If this reflects your current situation you don’t need to bury your head in the sand about savings. You can get started, you just need to know what to do. Follow these steps to get your emergency fund started.
Set a goal
If you find saving hard, try setting yourself a goal first. Have a set figure in mind that you want to reach, then once you get there, move the goal again, set a higher figure and keep going. If working with numbers is not going to cut it for you, set something that you want to buy – think big like holidays, cars or houses or you can start small – think birthdays, day-trips or getting a new outfit. Having a goal in mind is going to make saving so much easier because you’ll see the money as having a specific use, rather than just being there as spare cash.
Create a habit
Saving is much easier when you don’t have to think about it. Start getting used to taking a portion of your earnings and putting it straight into a separate savings account as soon as you get paid.

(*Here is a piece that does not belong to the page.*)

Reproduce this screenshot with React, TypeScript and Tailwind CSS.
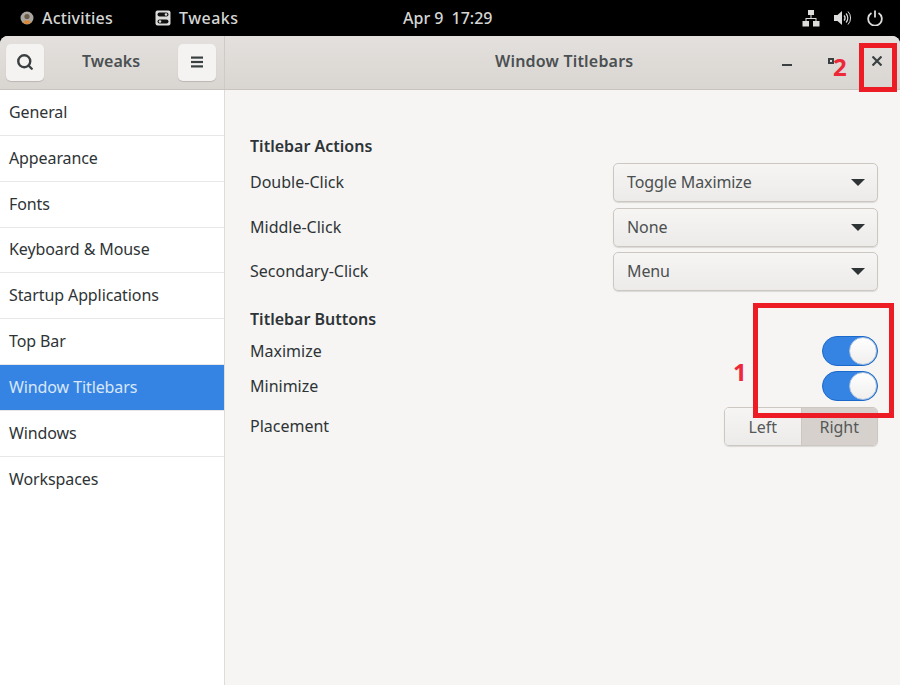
import { Search } from 'lucide-react';

const font = { fontFamily: '"Noto Sans", sans-serif' };

const sidebarItems = [
  'General',
  'Appearance',
  'Fonts',
  'Keyboard & Mouse',
  'Startup Applications',
  'Top Bar',
  'Window Titlebars',
  'Windows',
  'Workspaces',
];

function Dropdown({ label }: { label: string }) {
  return (
    <div className="flex h-[39px] w-[265px] items-center justify-between rounded-[5px] border border-[#cdc7c2] bg-gradient-to-b from-[#f6f5f4] to-[#edebe9] pb-[1px] pl-[13px] pr-[12px] text-[#4a4f50] shadow-[0_1px_1px_rgba(0,0,0,0.12)]">
      <span className="tracking-[-0.1px]">{label}</span>
      <span className="h-0 w-0 border-x-[7px] border-t-[7px] border-x-transparent border-t-[#2e3436]" />
    </div>
  );
}

function Toggle() {
  return (
    <div className="flex h-[30px] w-[56px] items-center justify-end rounded-full border border-[#1b6acb] bg-[#3584e4]">
      <div className="h-[28px] w-[28px] rounded-full border border-[#a9bfd9] bg-gradient-to-b from-white to-[#f0efee]" />
    </div>
  );
}

export default function App() {
  return (
    <div className="relative h-[685px] w-[900px] overflow-hidden bg-black text-[16px]" style={font}>
      {/* top bar */}
      <div className="flex h-[36px] items-center justify-between bg-black text-[#d6d6d4]">
        <div className="flex items-center font-medium">
          <svg className="ml-[20px]" width="14" height="14" viewBox="0 0 14 14">
            <circle cx="7" cy="7" r="6.5" fill="#a9a5a0" />
            <circle cx="7" cy="5.5" r="2.6" fill="#6a5a48" />
            <path d="M3 11.5c1-3 7-3 8 0a6 6 0 0 1-8 0z" fill="#d98a3c" />
          </svg>
          <span className="ml-[8px] tracking-[0.2px]">Activities</span>
          <svg className="ml-[42px]" width="16" height="16" viewBox="0 0 16 16">
            <rect x="0.5" y="0.5" width="15" height="15" rx="2" fill="#dcdcda" />
            <rect x="2.5" y="2.5" width="11" height="4" rx="2" fill="#111" />
            <rect x="2.5" y="9.5" width="11" height="4" rx="2" fill="#111" />
            <circle cx="11" cy="4.5" r="1.3" fill="#dcdcda" />
            <circle cx="5" cy="11.5" r="1.3" fill="#dcdcda" />
          </svg>
          <span className="ml-[8px] tracking-[0.5px]">Tweaks</span>
        </div>
        <div className="absolute left-[403px] top-0 flex h-[36px] items-center gap-[8px] font-medium">
          <span>Apr 9</span>
          <span>17:29</span>
        </div>
        <div className="flex items-center pr-[17px]">
          <svg width="18" height="18" viewBox="0 0 18 18" fill="#dcdcda">
            <rect x="6" y="1" width="6" height="5" />
            <rect x="0.5" y="12" width="6.5" height="5.5" />
            <rect x="11" y="12" width="6.5" height="5.5" />
            <path d="M8.5 6h1v3h5v3h-1v-2h-9v2h-1V9h5z" />
          </svg>
          <svg className="ml-[14px]" width="17" height="16" viewBox="0 0 17 16" fill="none" stroke="#dcdcda">
            <path d="M0 5h3.5L8 1v14l-4.5-4H0z" fill="#dcdcda" stroke="none" />
            <path d="M10 5.5a3.5 3.5 0 0 1 0 5" strokeWidth="1.4" />
            <path d="M12 3.5a6.5 6.5 0 0 1 0 9" strokeWidth="1.2" />
            <path d="M14 1.5a9.5 9.5 0 0 1 0 13" strokeWidth="1" />
          </svg>
          <svg className="ml-[16px]" width="16" height="16" viewBox="0 0 16 16" fill="none" stroke="#dcdcda" strokeWidth="1.8">
            <path d="M4.5 3a6.8 6.8 0 1 0 7 0" />
            <path d="M8 0.5v7" />
          </svg>
        </div>
      </div>

      {/* window */}
      <div className="flex h-[649px] flex-col overflow-hidden rounded-t-[8px] bg-[#f6f5f4]">
        <div className="flex h-[54px] border-b border-[#c8c3be] bg-gradient-to-b from-[#e3e0dd] to-[#d9d6d2]">
          <div className="flex w-[225px] items-center justify-between border-r border-[#cfcac5] pb-[1px] pl-[6px] pr-[8px]">
            <div className="flex h-[37px] w-[38px] items-center justify-center rounded-[5px] bg-[#f4f3f1] shadow-[0_1px_1px_rgba(0,0,0,0.15)]">
              <Search size={18} strokeWidth={3.2} color="#3a4042" />
            </div>
            <span className="pb-[2px] font-semibold text-[#4b5052]">Tweaks</span>
            <div className="flex h-[37px] w-[38px] items-center justify-center rounded-[5px] bg-[#f4f3f1] shadow-[0_1px_1px_rgba(0,0,0,0.15)]">
              <svg width="12" height="12" viewBox="0 0 12 12" fill="#3a4042">
                <rect x="0" y="0.5" width="12" height="2.2" />
                <rect x="0" y="4.9" width="12" height="2.2" />
                <rect x="0" y="9.3" width="12" height="2.2" />
              </svg>
            </div>
          </div>
          <div className="relative flex flex-1 items-center pb-[3px]">
            <span className="ml-[270px] font-semibold tracking-[0.2px] text-[#4b5052]">Window Titlebars</span>
            <div className="absolute left-[557px] top-[28px] h-[2px] w-[10px] bg-[#3a4042]" />
            <div className="absolute left-[603px] top-[22px] h-[6px] w-[6px] border-2 border-[#3a4042]" />
            <svg className="absolute left-[647px] top-[20px]" width="10" height="10" viewBox="0 0 10 10" stroke="#3a4042" strokeWidth="2.2">
              <path d="M0.5 0.5l9 9M9.5 0.5l-9 9" />
            </svg>
          </div>
        </div>

        <div className="flex flex-1">
          <div className="w-[225px] border-r border-[#dedbd8] bg-white">
            {sidebarItems.map((item, i) => (
              <div
                key={item}
                className={`flex h-[45.85px] items-center pb-[1px] pl-[9px] tracking-[-0.1px] ${
                  i === sidebarItems.length - 1 ? 'pb-[2px]' : 'border-b'
                } ${
                  item === 'Window Titlebars'
                    ? 'border-[#e6e6e6] bg-[#3584e4] text-[#d9e7f9]'
                    : 'border-[#e9e8e7] text-[#2e3436]'
                }`}
              >
                {item}
              </div>
            ))}
          </div>

          <div className="flex-1 pl-[25px] pr-[22px] text-[#2e3436]">
            <div className="mt-[44px] font-semibold leading-[24px]">Titlebar Actions</div>
            <div className="mt-[5px] flex items-center justify-between">
              <span className="pb-[2px]">Double-Click</span>
              <Dropdown label="Toggle Maximize" />
            </div>
            <div className="mt-[6px] flex items-center justify-between">
              <span className="pb-[2px]">Middle-Click</span>
              <Dropdown label="None" />
            </div>
            <div className="mt-[5px] flex items-center justify-between">
              <span className="pb-[2px]">Secondary-Click</span>
              <Dropdown label="Menu" />
            </div>
            <div className="mt-[16px] font-semibold leading-[24px]">Titlebar Buttons</div>
            <div className="mt-[5px] flex items-center justify-between">
              <span>Maximize</span>
              <Toggle />
            </div>
            <div className="mt-[5px] flex items-center justify-between">
              <span>Minimize</span>
              <Toggle />
            </div>
            <div className="mt-[6px] flex items-center justify-between">
              <span className="pb-[2px]">Placement</span>
              <div className="flex h-[39px] w-[154px] overflow-hidden rounded-[5px] border border-[#cdc7c2] text-[#55595a] shadow-[0_1px_1px_rgba(0,0,0,0.12)]">
                <div className="flex flex-1 items-center justify-center border-r border-[#cdc7c2] bg-gradient-to-b from-[#f6f5f4] to-[#edebe9]">
                  Left
                </div>
                <div className="flex flex-1 items-center justify-center bg-[#d6d1cd]">Right</div>
              </div>
            </div>
          </div>
        </div>
      </div>

      {/* red annotations */}
      <div className="absolute left-[753px] top-[303px] h-[115px] w-[141px] border-[5px] border-[#ed1c24]" />
      <div className="absolute left-[859px] top-[43px] h-[49px] w-[38px] border-[5px] border-[#ed1c24]" />
      <span className="absolute left-[733px] top-[356px] text-[24px] font-bold leading-[32px] text-[#ed2939]">1</span>
      <span className="absolute left-[833px] top-[51px] text-[24px] font-bold leading-[32px] text-[#ed2939]">2</span>
    </div>
  );
}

The easiest way to do this is to set up a standing order that automatically transfers money on a set date every month. This way you’ll not even have to remember to move money aside, but you will get used to living on a slightly smaller budget whilst your savings grow!
Keep an eye on it
Every so often have a look at your savings to see how they are growing. Seeing your progress is going to give you a great boost and hopefully help to keep you on the right track. It’s also good to check in on your savings so that you can re-evaluate what you’d like to use them for. Maybe you’d just like to keep going as you have been, but you could also split your savings so that you have a separate pot for different things. It might be a good idea to use some for a rainy day fund, some for retirement and some for smaller goals which can be used sooner.